Can I quickly identify what part of a conditional regular expression matches?

Alf McLaughlin · Feb 9, 2006

Hello all!
I will be as brief as possible:

my $regexp = 'g[bx]|c[ak]|f[zm]'; #Let's say I have this regular
expression:
my $string = 'gbyyyyycayyyyyyfz'; #and I want to find out all the
occurences in the following string:

#so i do this:

while($string =~ /(?=($regexp))/ig) {
print "$1\n";
}

that prints out the following: "gb\nca\fz\n"

but, instead of printing these out I would like to print out the actual
part of the regular expression that matches (as efficiently as
possible!): "g[bx], c[ak], f[zm]"

i can imagine that the part of the regular expression that matches
might be efficiently captured much like the actual match is dumped into
$1.

Many thanks!

-Alf McLaughlin

it_says_BALLS_on_your forehead · Feb 9, 2006

Alf said:
Hello all!
I will be as brief as possible:

my $regexp = 'g[bx]|c[ak]|f[zm]'; #Let's say I have this regular
expression:
my $string = 'gbyyyyycayyyyyyfz'; #and I want to find out all the
occurences in the following string:

#so i do this:

while($string =~ /(?=($regexp))/ig) {
print "$1\n";
}

that prints out the following: "gb\nca\fz\n"

but, instead of printing these out I would like to print out the actual
part of the regular expression that matches (as efficiently as
possible!): "g[bx], c[ak], f[zm]"

i can imagine that the part of the regular expression that matches
might be efficiently captured much like the actual match is dumped into
$1.

here's a brute force way...
my $regexp = 'g[bx]|c[ak]|f[zm]';
my @exs = split(/\|/, $regexp);

for (@exs) {
while ( $string =~ m/$_/ig ) {
print "$_\n";
}
}

Matt Garrish · Feb 10, 2006

Alf McLaughlin said:
Hello all!
I will be as brief as possible:

my $regexp = 'g[bx]|c[ak]|f[zm]'; #Let's say I have this regular
expression:
my $string = 'gbyyyyycayyyyyyfz'; #and I want to find out all the
occurences in the following string:

#so i do this:

while($string =~ /(?=($regexp))/ig) {
print "$1\n";
}

that prints out the following: "gb\nca\fz\n"
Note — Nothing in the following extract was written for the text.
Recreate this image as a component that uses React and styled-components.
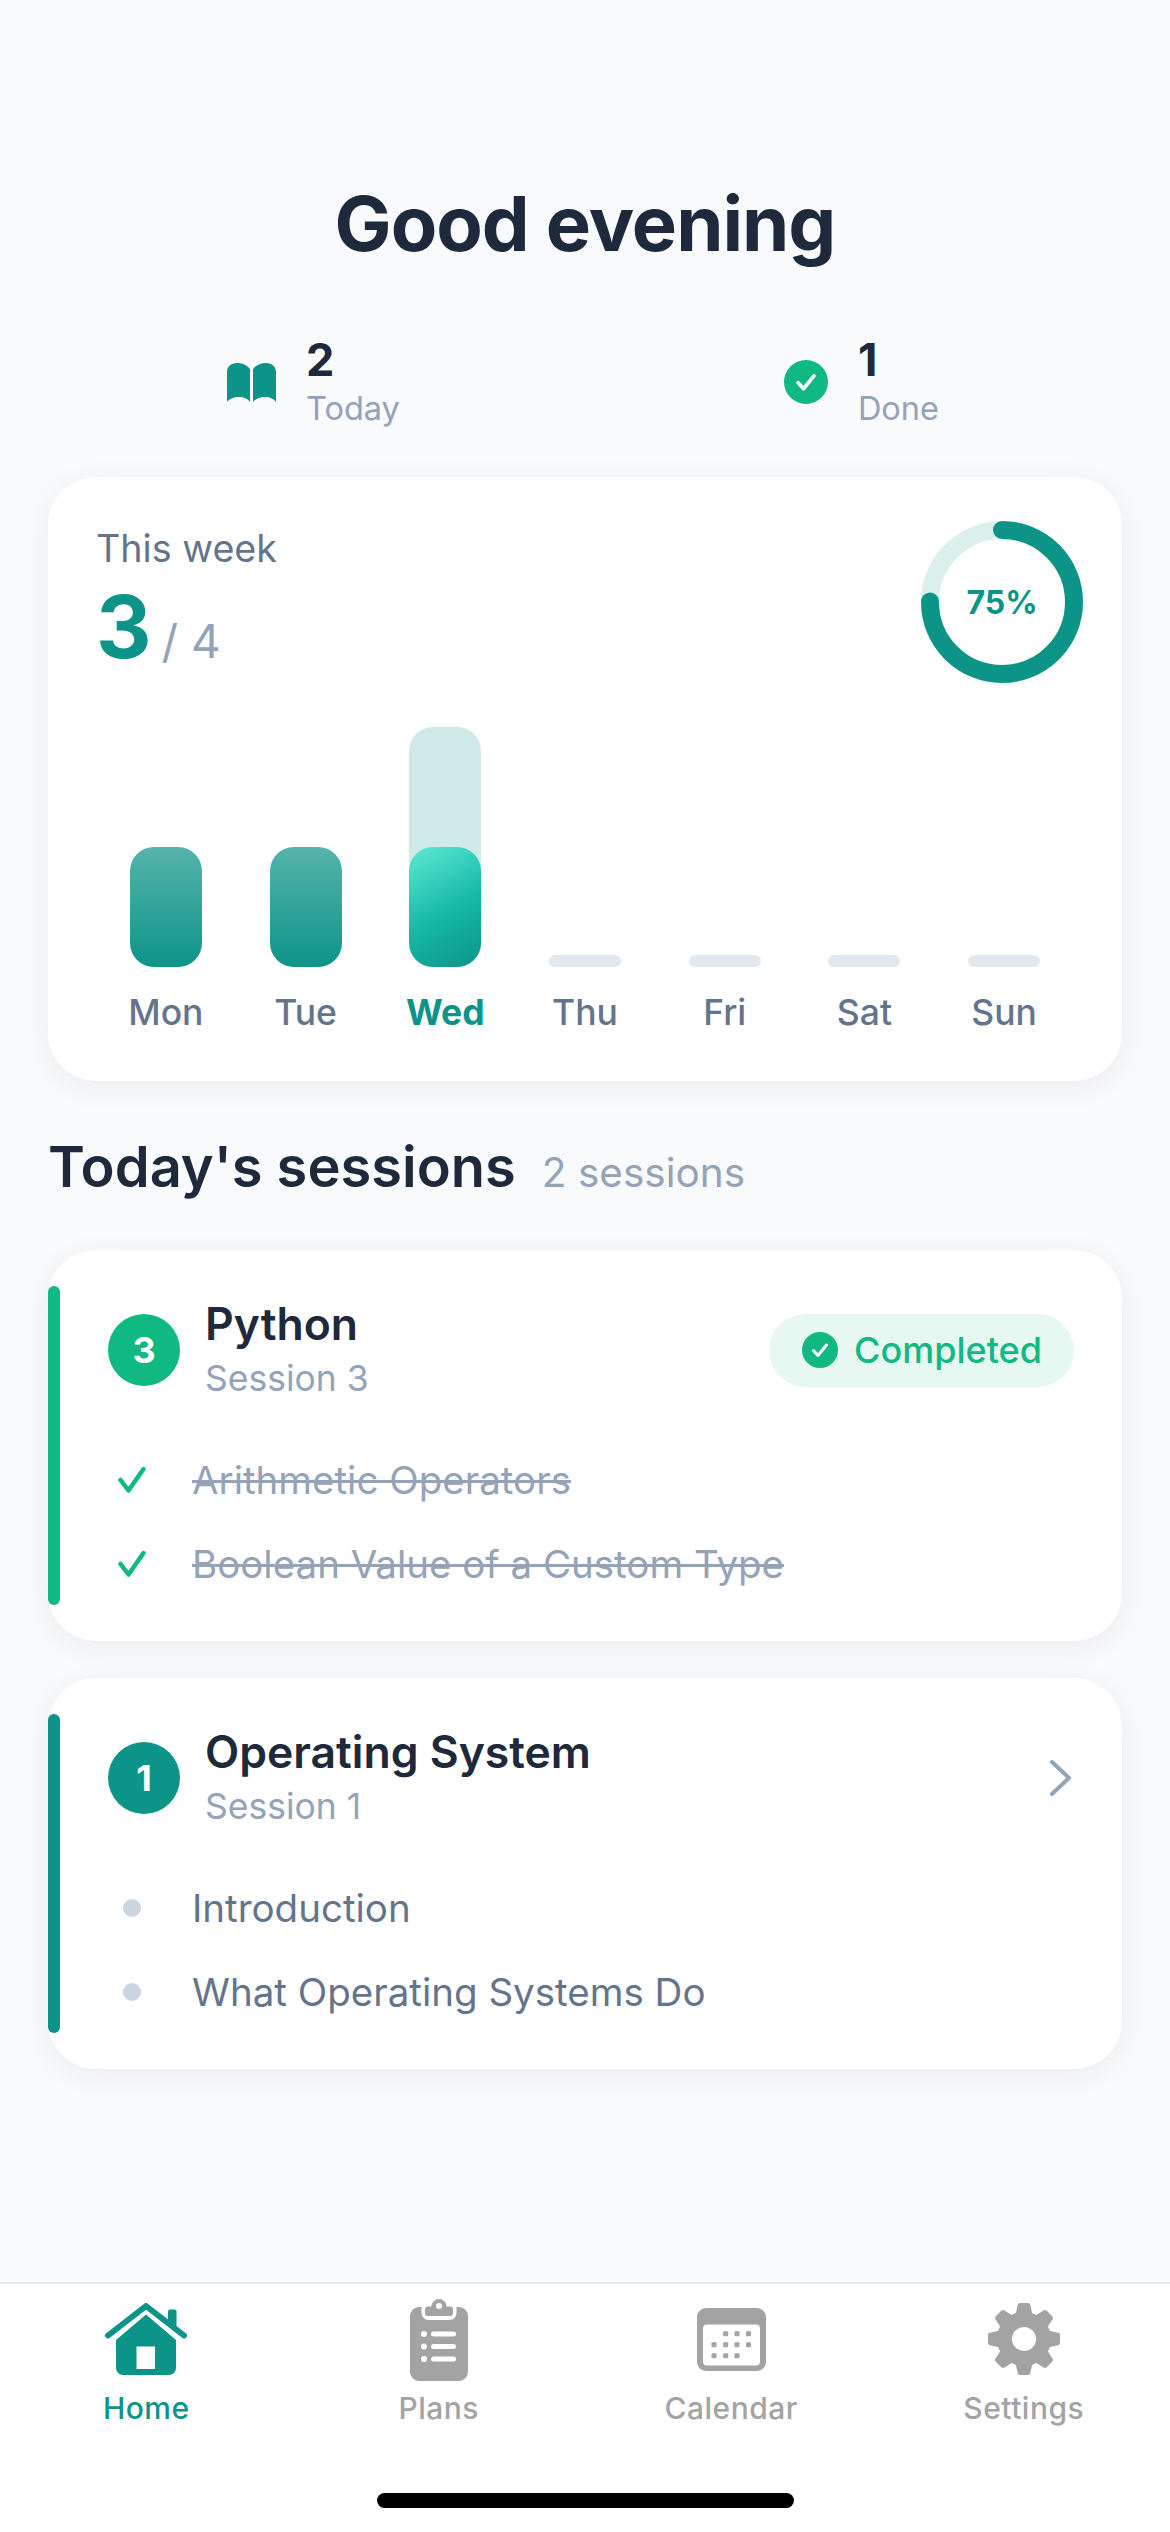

but, instead of printing these out I would like to print out the actual
part of the regular expression that matches (as efficiently as
possible!): "g[bx], c[ak], f[zm]"

i can imagine that the part of the regular expression that matches
might be efficiently captured much like the actual match is dumped into
$1.

I suppose the following would work (but I can't see why you care which part
matches!):

my $string = 'gbyyyyycayyyyyyfz';

my $re1 = 'g[bx]';
my $re2 = 'c[ak]';
my $re3 = 'f[zm]';

while ($string =~ /($re1)|($re2)|($re3)/g) {
print $1 ? "$re1 : $1" : ($2 ? "$re2 : $2" : "$re3 : $3"), "\n";
}

Xicheng · Feb 10, 2006

Alf said:
Hello all!
I will be as brief as possible:

my $regexp = 'g[bx]|c[ak]|f[zm]'; #Let's say I have this regular
expression:
my $string = 'gbyyyyycayyyyyyfz'; #and I want to find out all the
occurences in the following string:

#so i do this:

while($string =~ /(?=($regexp))/ig) {
print "$1\n";
}

that prints out the following: "gb\nca\fz\n"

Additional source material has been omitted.